The Taxi from the Airport

By LIN ZILONG

Beijing taxi drivers gear up for 2008 Olympics by learning some English.

One of China's many happy visitors.

Traveling to Beijing for the first time? Don’t get caught in, out, or up by culture shocks. Know how things should – and shouldn’t – be done to ensure your trip is a memorable one for all the right reasons.

The sun was blazing through the bright blue sky over the Chinese capital when tourist Tom Allen crawled off a long flight from Seattle, to begin his dream trip to Beijing.
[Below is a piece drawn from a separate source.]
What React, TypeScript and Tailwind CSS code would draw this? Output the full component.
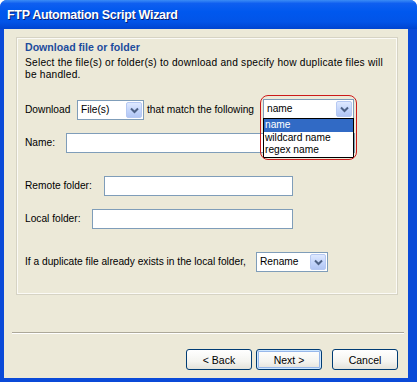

Red-eyed and exhausted but nonetheless effervescent with excitement, he collected his baggage and headed towards the stern-looking immigration officers. Tom stammered out a weak “ni hao,” his hand trembling nervously as he offered his documents to the porky official with the comb-over. This was, after all, his first time in China. The official gave a stifled grunt, stamped Tom’s visa, and waved him through. “Far less intimidating than the boys back home,” muttered Tom as he wheeled his baggage cart towards arrivals.

One thing that struck Tom as he maneuvered his trolley through the waiting crowd was the large number of foreigners craning their necks and straining their eyes at the advancing incomers. A closer look revealed these foreigners made up a small portion of the pack – only they stood out so clearly. They were corn seeds in the salad mix of locals, some jostling for a better view, others rapturously embracing family members and friends, and a few offering “taxi services” in Pidgin English to unsuspecting inbound tourists.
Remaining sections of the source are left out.